TASK BRIEF: Scan the lines below; pull out those with "components".

SOURCE DATA:
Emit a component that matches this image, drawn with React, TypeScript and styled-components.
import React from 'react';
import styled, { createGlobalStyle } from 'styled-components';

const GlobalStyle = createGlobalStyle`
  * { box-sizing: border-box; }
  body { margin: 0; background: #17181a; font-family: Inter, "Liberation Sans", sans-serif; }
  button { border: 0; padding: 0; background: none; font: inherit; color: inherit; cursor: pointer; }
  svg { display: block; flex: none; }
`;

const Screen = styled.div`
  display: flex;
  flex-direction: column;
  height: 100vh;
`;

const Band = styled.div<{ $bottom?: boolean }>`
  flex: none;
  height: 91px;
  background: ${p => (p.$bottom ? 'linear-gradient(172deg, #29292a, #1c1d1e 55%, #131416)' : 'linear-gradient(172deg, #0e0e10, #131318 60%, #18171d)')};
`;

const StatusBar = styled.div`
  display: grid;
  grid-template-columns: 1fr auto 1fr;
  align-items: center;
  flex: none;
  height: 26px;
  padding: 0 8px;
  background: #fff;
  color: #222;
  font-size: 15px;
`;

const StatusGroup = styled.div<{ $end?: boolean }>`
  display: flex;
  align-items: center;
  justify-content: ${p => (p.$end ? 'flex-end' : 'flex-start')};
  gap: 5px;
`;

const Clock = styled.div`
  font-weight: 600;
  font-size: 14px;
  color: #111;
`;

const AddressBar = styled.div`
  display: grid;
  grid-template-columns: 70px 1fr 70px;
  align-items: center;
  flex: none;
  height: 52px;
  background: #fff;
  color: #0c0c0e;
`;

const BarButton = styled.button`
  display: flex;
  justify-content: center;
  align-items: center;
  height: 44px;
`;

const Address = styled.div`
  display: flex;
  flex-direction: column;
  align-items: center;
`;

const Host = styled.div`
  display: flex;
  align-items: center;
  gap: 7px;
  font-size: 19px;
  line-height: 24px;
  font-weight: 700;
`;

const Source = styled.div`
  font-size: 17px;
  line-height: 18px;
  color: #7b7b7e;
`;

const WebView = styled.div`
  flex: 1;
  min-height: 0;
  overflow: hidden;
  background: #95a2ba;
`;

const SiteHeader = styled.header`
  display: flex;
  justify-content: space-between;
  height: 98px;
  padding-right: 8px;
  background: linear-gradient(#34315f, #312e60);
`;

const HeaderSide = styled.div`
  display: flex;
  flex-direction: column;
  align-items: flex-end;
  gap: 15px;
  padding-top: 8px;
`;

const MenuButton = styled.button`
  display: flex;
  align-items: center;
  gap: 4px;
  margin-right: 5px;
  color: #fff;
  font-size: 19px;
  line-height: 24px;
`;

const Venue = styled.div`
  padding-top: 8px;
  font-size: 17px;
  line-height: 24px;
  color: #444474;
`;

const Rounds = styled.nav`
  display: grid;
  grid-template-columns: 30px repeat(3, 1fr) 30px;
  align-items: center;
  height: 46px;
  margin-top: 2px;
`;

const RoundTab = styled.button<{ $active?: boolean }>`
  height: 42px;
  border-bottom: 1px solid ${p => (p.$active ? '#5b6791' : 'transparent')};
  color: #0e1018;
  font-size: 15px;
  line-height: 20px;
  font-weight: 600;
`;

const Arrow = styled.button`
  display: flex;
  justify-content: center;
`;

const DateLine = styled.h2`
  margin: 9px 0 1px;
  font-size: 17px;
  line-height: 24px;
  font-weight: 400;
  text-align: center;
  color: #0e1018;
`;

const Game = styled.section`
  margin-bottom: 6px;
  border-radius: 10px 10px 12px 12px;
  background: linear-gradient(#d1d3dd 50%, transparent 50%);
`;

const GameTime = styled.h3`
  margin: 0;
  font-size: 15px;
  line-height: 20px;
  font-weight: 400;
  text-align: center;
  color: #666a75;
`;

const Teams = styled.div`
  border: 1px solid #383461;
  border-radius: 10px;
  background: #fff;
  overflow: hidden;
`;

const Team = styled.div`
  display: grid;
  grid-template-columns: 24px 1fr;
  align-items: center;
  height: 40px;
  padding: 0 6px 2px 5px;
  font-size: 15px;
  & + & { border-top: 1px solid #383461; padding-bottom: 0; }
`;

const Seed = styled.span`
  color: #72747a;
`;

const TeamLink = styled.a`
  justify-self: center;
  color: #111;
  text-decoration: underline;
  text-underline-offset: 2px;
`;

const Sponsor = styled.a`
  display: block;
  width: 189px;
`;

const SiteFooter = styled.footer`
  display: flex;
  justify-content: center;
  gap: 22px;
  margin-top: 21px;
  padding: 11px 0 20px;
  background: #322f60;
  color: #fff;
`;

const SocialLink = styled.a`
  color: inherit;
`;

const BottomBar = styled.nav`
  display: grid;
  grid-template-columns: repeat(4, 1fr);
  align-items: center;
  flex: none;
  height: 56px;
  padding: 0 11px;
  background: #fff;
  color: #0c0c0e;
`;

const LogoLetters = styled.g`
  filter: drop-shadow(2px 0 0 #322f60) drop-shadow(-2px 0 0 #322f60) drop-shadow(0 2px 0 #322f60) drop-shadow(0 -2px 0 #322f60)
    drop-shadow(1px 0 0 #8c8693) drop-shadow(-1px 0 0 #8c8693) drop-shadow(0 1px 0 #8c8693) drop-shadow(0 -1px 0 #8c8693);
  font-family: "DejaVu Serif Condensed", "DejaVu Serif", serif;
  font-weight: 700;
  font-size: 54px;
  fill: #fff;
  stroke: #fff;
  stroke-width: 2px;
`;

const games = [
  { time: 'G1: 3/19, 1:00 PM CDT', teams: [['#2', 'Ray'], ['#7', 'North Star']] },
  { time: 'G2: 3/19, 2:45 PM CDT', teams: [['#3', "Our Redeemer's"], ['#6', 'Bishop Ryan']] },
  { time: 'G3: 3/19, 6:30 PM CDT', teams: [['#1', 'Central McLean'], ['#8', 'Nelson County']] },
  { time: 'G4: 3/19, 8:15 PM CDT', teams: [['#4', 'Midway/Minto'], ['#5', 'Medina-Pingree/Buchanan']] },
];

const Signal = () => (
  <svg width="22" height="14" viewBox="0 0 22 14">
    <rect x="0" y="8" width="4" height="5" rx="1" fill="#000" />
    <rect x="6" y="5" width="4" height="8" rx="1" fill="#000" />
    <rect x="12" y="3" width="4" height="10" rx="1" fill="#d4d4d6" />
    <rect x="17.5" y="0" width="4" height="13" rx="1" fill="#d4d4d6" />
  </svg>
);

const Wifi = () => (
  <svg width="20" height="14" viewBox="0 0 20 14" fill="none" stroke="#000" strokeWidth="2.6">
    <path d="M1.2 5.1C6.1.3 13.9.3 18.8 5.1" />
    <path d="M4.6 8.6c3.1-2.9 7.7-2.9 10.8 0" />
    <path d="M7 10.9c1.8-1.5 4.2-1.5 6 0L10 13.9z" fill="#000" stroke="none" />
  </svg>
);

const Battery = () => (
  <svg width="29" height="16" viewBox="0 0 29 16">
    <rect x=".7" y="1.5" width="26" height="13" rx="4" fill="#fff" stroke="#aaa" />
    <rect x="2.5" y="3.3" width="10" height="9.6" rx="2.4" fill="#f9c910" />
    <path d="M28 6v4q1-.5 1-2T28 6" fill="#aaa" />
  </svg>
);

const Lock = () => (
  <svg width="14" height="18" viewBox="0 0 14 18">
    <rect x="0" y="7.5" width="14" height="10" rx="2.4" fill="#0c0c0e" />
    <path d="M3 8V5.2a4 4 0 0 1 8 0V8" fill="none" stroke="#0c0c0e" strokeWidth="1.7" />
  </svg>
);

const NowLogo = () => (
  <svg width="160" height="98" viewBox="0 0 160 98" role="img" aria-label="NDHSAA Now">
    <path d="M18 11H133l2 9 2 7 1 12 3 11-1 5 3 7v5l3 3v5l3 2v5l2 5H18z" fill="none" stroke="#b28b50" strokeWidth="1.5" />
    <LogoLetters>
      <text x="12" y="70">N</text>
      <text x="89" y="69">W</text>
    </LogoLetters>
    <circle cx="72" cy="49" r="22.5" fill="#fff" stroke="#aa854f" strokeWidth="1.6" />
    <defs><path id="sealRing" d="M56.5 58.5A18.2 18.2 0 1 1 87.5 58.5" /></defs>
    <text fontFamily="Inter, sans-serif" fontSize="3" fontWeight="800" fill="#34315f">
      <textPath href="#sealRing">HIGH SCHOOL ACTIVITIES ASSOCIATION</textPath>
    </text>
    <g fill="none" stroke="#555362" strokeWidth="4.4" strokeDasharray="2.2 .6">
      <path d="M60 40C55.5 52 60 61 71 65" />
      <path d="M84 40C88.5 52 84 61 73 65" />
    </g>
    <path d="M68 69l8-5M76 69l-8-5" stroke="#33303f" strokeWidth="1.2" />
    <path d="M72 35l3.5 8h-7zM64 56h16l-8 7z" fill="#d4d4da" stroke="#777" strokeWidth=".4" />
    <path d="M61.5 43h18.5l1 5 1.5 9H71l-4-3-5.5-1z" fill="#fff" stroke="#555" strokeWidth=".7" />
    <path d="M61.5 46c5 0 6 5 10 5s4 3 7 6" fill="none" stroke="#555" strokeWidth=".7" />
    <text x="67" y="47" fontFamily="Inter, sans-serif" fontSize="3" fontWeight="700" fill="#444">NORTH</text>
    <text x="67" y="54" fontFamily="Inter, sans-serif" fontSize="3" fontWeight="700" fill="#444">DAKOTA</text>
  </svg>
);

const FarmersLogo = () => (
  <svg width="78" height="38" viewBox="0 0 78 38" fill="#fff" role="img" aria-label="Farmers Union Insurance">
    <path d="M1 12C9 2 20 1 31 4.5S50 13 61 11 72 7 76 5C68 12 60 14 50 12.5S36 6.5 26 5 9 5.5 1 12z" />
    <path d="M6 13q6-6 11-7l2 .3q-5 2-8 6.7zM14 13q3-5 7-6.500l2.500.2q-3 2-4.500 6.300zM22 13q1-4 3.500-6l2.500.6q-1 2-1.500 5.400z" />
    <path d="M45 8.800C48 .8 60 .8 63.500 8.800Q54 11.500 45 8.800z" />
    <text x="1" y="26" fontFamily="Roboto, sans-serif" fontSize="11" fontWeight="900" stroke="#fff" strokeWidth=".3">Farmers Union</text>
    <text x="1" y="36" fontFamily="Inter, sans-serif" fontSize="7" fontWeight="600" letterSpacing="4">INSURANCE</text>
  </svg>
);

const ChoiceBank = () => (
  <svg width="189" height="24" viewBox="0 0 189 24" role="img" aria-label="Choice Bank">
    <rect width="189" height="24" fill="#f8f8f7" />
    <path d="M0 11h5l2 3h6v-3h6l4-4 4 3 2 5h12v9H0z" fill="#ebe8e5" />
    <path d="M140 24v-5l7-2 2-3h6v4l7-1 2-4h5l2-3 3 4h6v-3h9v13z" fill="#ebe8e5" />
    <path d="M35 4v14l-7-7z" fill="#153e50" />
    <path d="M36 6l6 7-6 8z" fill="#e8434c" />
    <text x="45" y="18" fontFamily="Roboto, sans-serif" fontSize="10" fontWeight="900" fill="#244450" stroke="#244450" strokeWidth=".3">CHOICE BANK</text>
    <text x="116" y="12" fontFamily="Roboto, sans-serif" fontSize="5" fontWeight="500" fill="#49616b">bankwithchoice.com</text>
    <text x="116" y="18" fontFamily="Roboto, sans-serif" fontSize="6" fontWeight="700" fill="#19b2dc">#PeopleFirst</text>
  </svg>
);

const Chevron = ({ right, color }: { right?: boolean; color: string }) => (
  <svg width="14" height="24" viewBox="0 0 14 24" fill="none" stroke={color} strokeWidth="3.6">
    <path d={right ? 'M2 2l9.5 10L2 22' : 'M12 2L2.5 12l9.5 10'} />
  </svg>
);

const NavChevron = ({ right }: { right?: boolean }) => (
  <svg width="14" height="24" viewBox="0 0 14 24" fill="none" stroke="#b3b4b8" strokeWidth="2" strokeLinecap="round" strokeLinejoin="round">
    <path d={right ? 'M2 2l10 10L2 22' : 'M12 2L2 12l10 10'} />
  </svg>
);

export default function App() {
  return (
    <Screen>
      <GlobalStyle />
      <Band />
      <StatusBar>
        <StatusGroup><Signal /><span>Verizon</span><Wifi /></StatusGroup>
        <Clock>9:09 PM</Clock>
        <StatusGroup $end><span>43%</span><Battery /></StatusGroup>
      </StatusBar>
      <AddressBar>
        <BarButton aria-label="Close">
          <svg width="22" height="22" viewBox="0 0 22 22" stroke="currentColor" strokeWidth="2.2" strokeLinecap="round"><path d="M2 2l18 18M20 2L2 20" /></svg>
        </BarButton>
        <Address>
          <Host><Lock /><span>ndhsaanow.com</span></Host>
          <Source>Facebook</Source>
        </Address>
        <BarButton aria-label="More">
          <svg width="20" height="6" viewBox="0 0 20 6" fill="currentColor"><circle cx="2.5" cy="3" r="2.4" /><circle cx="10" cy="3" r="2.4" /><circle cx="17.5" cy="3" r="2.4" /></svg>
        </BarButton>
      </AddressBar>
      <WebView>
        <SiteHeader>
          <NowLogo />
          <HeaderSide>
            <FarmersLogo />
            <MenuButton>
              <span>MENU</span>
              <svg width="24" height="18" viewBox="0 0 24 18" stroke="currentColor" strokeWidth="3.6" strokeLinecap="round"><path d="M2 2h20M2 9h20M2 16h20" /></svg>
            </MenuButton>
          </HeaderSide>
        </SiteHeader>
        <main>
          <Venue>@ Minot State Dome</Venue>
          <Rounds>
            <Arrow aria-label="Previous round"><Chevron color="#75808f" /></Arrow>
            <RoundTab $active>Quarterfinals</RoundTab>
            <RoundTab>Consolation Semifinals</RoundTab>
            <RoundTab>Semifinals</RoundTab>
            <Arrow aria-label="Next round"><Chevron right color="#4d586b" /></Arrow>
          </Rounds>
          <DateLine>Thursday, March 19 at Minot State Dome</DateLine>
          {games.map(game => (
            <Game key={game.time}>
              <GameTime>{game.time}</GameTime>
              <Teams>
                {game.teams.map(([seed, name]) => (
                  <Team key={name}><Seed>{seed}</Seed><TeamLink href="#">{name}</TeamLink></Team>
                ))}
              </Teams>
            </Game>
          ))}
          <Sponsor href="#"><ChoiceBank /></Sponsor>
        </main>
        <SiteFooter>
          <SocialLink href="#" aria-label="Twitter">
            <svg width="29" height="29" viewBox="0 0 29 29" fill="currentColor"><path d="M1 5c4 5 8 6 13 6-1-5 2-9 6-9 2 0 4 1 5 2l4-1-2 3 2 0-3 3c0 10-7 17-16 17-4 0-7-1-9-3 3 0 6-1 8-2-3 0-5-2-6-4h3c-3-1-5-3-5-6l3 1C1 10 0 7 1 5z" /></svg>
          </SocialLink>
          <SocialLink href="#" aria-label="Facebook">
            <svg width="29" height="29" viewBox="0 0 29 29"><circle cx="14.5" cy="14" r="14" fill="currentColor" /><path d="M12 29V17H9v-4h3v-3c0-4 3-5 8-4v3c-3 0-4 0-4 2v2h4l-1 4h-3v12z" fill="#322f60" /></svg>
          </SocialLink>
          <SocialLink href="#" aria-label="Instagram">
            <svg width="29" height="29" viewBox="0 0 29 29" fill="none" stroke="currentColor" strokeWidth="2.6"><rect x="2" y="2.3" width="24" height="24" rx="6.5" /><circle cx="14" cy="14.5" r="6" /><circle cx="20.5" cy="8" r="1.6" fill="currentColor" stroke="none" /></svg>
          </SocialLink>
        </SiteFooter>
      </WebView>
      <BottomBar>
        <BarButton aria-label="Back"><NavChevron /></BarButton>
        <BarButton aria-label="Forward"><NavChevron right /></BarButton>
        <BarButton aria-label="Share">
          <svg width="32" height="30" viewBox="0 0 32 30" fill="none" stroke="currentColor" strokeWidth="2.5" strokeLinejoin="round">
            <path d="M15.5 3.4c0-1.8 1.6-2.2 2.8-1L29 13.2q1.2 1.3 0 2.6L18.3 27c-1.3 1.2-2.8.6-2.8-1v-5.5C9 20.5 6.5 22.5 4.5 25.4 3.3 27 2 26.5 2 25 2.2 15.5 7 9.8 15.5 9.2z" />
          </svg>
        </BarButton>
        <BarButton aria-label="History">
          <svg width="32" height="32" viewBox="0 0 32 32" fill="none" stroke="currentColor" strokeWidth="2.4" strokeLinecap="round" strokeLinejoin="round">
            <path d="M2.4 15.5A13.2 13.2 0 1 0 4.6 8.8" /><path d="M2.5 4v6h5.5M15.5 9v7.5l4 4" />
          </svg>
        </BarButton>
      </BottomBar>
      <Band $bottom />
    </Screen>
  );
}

ANSWER FOR THIS EXERCISE:
Emit a component that matches this image, drawn with React, TypeScript and styled-components.
import styled, { createGlobalStyle } from 'styled-components';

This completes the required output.